Se o corpo já está fisicamente de regresso ao trabalho, a cabeça e o coração estão ainda em negação. Ficaram presos no meio de agosto, nos dias quentes de verão, passados num pequeno paraíso chamado Coura. Couraíso, que a língua é bela porque se renova. E move.
Paredes de Coura é um pequeno paraíso por várias razões. Pela forma como o festival surgiu, há mais de trinta anos, pelas mãos de quatro amigos que queriam dar vida a uma território fora das tradicionais rotas turísticas e culturais de um país que vive, infelizmente, mais do primeiro que do segundo. Pelo auditório natural, um palco imerso na natureza, num declive democrático e equitativo, que transforma o público numa parte fundamental do espetáculo. Pelo ambiente, parco em merchandising, outfits de ocasião e a mistura permanente de público e artistas. Por uma audiência que insiste, ano após ano, na peregrinação ao Taboão e teimosamente reclama a vontade de se entregar ao prazer puramente hedonista de apreciar música.
No Couraíso não é difícil criar-se uma ligação com o público. Só é preciso, na verdade, uma coisa: que os artistas mostrem que querem tanto estar ali quanto o público. Com mais ou menos palavras, arranhadas em português ou na língua de origem, através de riffs elétricos de guitarras e batidas fortes na bateria, ou de sintetizadores e mesas de mistura, é a vontade que conta. A certeza passada para o público de que não há outro sítio no mundo onde estariam, mesmo que pudessem.
Foi isso que nos trouxe Dino d’Santiago. Que já é, para todos, o Dino. De Portugal. Eram 17:30, hora de Coura, debaixo de um sol abrasador. Um sol que nem em Cabo Verde. Disse ele, o Dino, não eu. O auditório procurava as sombras, aquelas mesmo junto ao palco, e as outras, poucas, que se estendiam pela encosta acima. Muitos corpos sentados, colados ao chão pelo calor e pela hora de matinée. Corpos que se levantaram quase instantaneamente, como se impulsionados pela mola invisível que só a música tem o poder de exercer.

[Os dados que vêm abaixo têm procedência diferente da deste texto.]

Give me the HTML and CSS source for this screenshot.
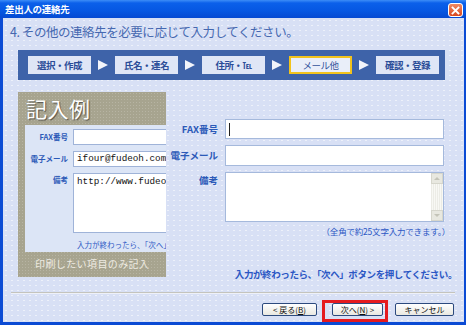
FILE: index.html
```html
<!DOCTYPE html>
<html lang="ja">
<head>
    <meta charset="UTF-8">
    <title>差出人の連絡先</title>
    <link rel="stylesheet" href="styles.css">
</head>
<body>
    <div class="window">
        <div class="titlebar">
            <span class="title">差出人の連絡先</span>
            <span class="close">
                <svg width="9" height="9" viewBox="0 0 9 9">
                    <path d="M1.5 1.5 L7.5 7.5 M7.5 1.5 L1.5 7.5" stroke="#fff" stroke-width="1.8" stroke-linecap="square"/>
                </svg>
            </span>
        </div>
        <div class="client">
            <h1 class="heading">4. その他の連絡先を必要に応じて入力してください。</h1>

            <div class="steps">
                <div class="step">選択・作成</div>
                <span class="arrow"></span>
                <div class="step">氏名・連名</div>
                <span class="arrow"></span>
                <div class="step">住所・℡</div>
                <span class="arrow"></span>
                <div class="step active">メール他</div>
                <span class="arrow"></span>
                <div class="step">確認・登録</div>
            </div>

            <div class="main">
                <div class="sample">
                    <div class="sample-title">記入例</div>
                    <div class="sample-form">
                        <div class="s-label">FAX番号</div>
                        <div class="s-input"></div>
                        <div class="s-label">電子メール</div>
                        <div class="s-input">ifour@fudeoh.com</div>
                        <div class="s-label top">備考</div>
                        <div class="s-input s-area">http://www.fudeoh.com</div>
                        <div class="s-note">入力が終わったら、「次へ」ボタンを押してください。</div>
                    </div>
                    <div class="sample-foot">印刷したい項目のみ記入</div>
                </div>

                <div class="entry">
                    <div class="fields">
                        <label class="f-label">FAX番号</label>
                        <div class="f-input"><span class="caret"></span></div>
                        <label class="f-label">電子メール</label>
                        <div class="f-input"></div>
                        <label class="f-label top">備考</label>
                        <div class="f-input f-area">
                            <div class="scrollbar">
                                <span class="sb-btn"><span class="up"></span></span>
                                <span class="sb-track"></span>
                                <span class="sb-btn"><span class="down"></span></span>
                            </div>
                        </div>
                    </div>
                    <div class="note">（全角で約25文字入力できます。）</div>
                    <div class="message">入力が終わったら、「次へ」ボタンを押してください。</div>
                </div>
            </div>

            <div class="separator"></div>

            <div class="buttons">
                <button class="btn">&lt; 戻る(<u>B</u>)</button>
                <div class="highlight">
                    <button class="btn">次へ(<u>N</u>) &gt;</button>
                </div>
                <button class="btn">キャンセル</button>
            </div>
        </div>
    </div>
</body>
</html>
```

FILE: styles.css
```css
body {
    margin: 0;
    font-family: "Noto Sans CJK JP", "Noto Sans", sans-serif;
}
.window {
    width: 466px;
    height: 325px;
    box-sizing: border-box;
    display: flex;
    flex-direction: column;
    background: #0b4bd4;
}
.titlebar {
    height: 18px;
    flex-shrink: 0;
    display: flex;
    align-items: center;
    justify-content: space-between;
    padding: 0 3px 0 5px;
    background: linear-gradient(to bottom, #3d8df7 0, #0b60ea 3px, #0657e2 60%, #0549d2 100%);
}
.title {
    color: #fff;
    font-size: 9.5px;
    font-weight: bold;
    letter-spacing: -0.3px;
}
.close {
    width: 13px;
    height: 12px;
    display: flex;
    align-items: center;
    justify-content: center;
    background: linear-gradient(to bottom, #f08a64, #d8471f);
    border: 1px solid #fff;
    border-radius: 3px;
    margin-top: 2px;
}
.client {
    flex: 1;
    margin: 0 2px 3px 3px;
    display: flex;
    flex-direction: column;
    background-color: #d8e0f5;
    background-image: radial-gradient(circle, rgba(255, 255, 255, 0.55) 0.6px, transparent 1px);
    background-size: 6px 5px;
}
.heading {
    margin: 4px 0 0 7px;
    font-size: 12.5px;
    font-weight: normal;
    line-height: 20px;
    color: #4668b0;
    letter-spacing: -0.45px;
}

/* step bar */
.steps {
    margin: 8px 0 0 15px;
    width: 427px;
    height: 30px;
    box-sizing: border-box;
    padding-left: 10px;
    display: flex;
    align-items: center;
    background: #3e63a9;
}
.step {
    width: 63px;
    height: 18px;
    box-sizing: border-box;
    display: flex;
    align-items: center;
    justify-content: center;
    background: #dfe6f6;
    color: #2b4d98;
    font-size: 9.5px;
    font-weight: bold;
    letter-spacing: -0.5px;
}
.step.active {
    border: 2px solid #f2c31c;
    background: #e9eef9;
    font-weight: normal;
    color: #34549c;
}
.arrow {
    width: 24px;
    display: flex;
    justify-content: center;
}
.arrow::before {
    content: "";
    border-left: 10px solid #f2f4fa;
    border-top: 5px solid transparent;
    border-bottom: 5px solid transparent;
}

/* main area */
.main {
    margin-top: 12px;
    height: 185px;
    display: flex;
}
.sample {
    margin-left: 15px;
    width: 148px;
    display: flex;
    flex-direction: column;
    background-color: #a7a48f;
    background-image: radial-gradient(circle, rgba(255, 255, 255, 0.18) 0.6px, transparent 1px);
    background-size: 3px 3px;
    overflow: hidden;
}
.sample-title {
    height: 33px;
    padding-left: 8px;
    font-size: 21px;
    line-height: 33px;
    color: #fff;
    letter-spacing: 0.5px;
    text-shadow: 1px 1px 1px #55524a;
}
.sample-form {
    margin-left: 7px;
    height: 127px;
    box-sizing: border-box;
    padding-top: 4px;
    display: grid;
    grid-template-columns: 43px 110px;
    grid-template-rows: 16px 16px 60px auto;
    column-gap: 5px;
    row-gap: 6px;
    background: #dce5f6;
}
.s-label {
    font-size: 7.5px;
    font-weight: bold;
    color: #2c5ab8;
    text-align: right;
    line-height: 16px;
    white-space: nowrap;
}
.s-label.top {
    line-height: 14px;
}
.s-input {
    background: #fff;
    border: 1px solid #9fb3d8;
    font-family: "Liberation Mono", "DejaVu Sans Mono", monospace;
    font-size: 9.3px;
    line-height: 14px;
    padding-left: 3px;
    white-space: nowrap;
    color: #111;
}
.s-area {
    line-height: 13px;
    padding-top: 1px;
}
.s-note {
    grid-column: 2;
    padding-left: 4px;
    font-size: 7.5px;
    line-height: 12px;
    color: #2b57c4;
    white-space: nowrap;
}
.sample-foot {
    height: 25px;
    padding-left: 17px;
    font-size: 10px;
    line-height: 24px;
    color: #eeebe2;
    letter-spacing: 0.4px;
}

/* entry form */
.entry {
    flex: 1;
    padding: 27px 12px 0 0;
    display: flex;
    flex-direction: column;
}
.fields {
    display: grid;
    grid-template-columns: 52px 219px;
    grid-template-rows: 20px 21px 50px;
    column-gap: 7px;
    row-gap: 6px;
}
.f-label {
    font-size: 9.5px;
    font-weight: bold;
    color: #2c5ab8;
    text-align: right;
    line-height: 20px;
    white-space: nowrap;
}
.f-label.top {
    line-height: 16px;
}
.f-input {
    background: #fff;
    border: 1px solid #a5b9dc;
    display: flex;
    align-items: center;
}
.caret {
    width: 1px;
    height: 13px;
    margin-left: 3px;
    background: #222;
}
.f-area {
    justify-content: flex-end;
    align-items: stretch;
}
.scrollbar {
    width: 12px;
    display: flex;
    flex-direction: column;
    background: #f3f3ee;
}
.sb-btn {
    height: 11px;
    display: flex;
    align-items: center;
    justify-content: center;
    background: #e8e8e0;
    border: 1px solid #d6d6cc;
    box-sizing: border-box;
}
.sb-track {
    flex: 1;
    background-image: repeating-linear-gradient(to right, #ecece6 0, #ecece6 1px, #f8f8f4 1px, #f8f8f4 2px);
}
.up {
    border-bottom: 3px solid #c4c4b8;
    border-left: 3px solid transparent;
    border-right: 3px solid transparent;
}
.down {
    border-top: 3px solid #c4c4b8;
    border-left: 3px solid transparent;
    border-right: 3px solid transparent;
}
.note {
    margin-top: 3px;
    margin-right: 2px;
    text-align: right;
    font-size: 8.5px;
    line-height: 12px;
    color: #2b57c4;
    letter-spacing: -0.2px;
}
.message {
    margin-top: 31px;
    margin-right: -5px;
    text-align: right;
    font-size: 9.5px;
    font-weight: bold;
    line-height: 13px;
    color: #2b57c4;
    letter-spacing: -0.4px;
}

.separator {
    margin: 15px 9px 0 8px;
    height: 1px;
    background: #c4c4bd;
    border-bottom: 1px solid #eef1f9;
}

/* dialog buttons */
.buttons {
    margin-top: 6px;
    padding-right: 10px;
    display: flex;
    justify-content: flex-end;
    align-items: flex-start;
}
.btn {
    height: 13px;
    padding: 0;
    margin-top: 3px;
    border: 1px solid #2c4a7e;
    border-radius: 2px;
    background: linear-gradient(to bottom, #ffffff, #e9e8e1);
    font-family: "Noto Sans CJK JP", sans-serif;
    font-size: 8px;
    line-height: 11px;
    color: #111;
    width: 55px;
}
.btn:last-child {
    width: 59px;
    margin-left: 7px;
}
.highlight {
    margin-left: 5px;
    border: 3px solid #e51a1e;
    padding: 0 2px 3px 0;
    width: 58px;
    display: flex;
}
.highlight .btn {
    width: 58px;
    margin-top: 0;
}
```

E, por entre as – talvez – críticas veladas, que eu acompanho, sobre a hora da atuação – “vamos fechar os olhos e agora é meia-noite” – Dino mostrou que a sua arte já transcende, já transcendia, as horas a que subiu ao palco. Porque a seu pedido, os muitos milhares de pessoas que ali estavam dançaram pela noite dentro, totalmente entregues aos ritmos da sua música. É aqui que começam as lições de Dino. Cabo-verdiana não chega para descrever a sua música, mesmo que ela o seja no seu âmago. É também da “Quarteira que me viu nascer”. De um Portugal que teima em glorificar o seu passado de “Descobertas” – com muitas aspas – ao mesmo tempo que tenta ignorar que séculos de colonialismo nos cravaram na(s) identidade(s) nacional(is) a multiplicidade étnica que nos habituámos a explorar – nas diferentes dimensões da escravatura, porque não nos esqueçamos “que o cuidado não pago é negócio”, como há uns dias pontapeava a Capicua no nosso estômago.
Que a sua música é arte plena, multisensorial, e que é possível – é até necessário – defender bandeiras, erguendo-as bem alto. Que os passados que enriquecem a sua música seriam, inevitavelmente, luta pelas vozes que não se conseguem fazer ouvir. É possível – é mesmo necessário – que se saia da indiferença e do conforto da apolítica e se grite – se cante – bem alto pela justiça e os direitos humanos na Palestina, no Congo, na Venezuela. Fê-lo da forma que melhor sabe fazer. Existindo, sendo. De pleno direito. Bem alto, para todos aqueles que barafustam – e legislam – sobre nacionalidade e identidade nacional. O Dino é d’Santiago. E também é nosso. Vai dar tudo certo.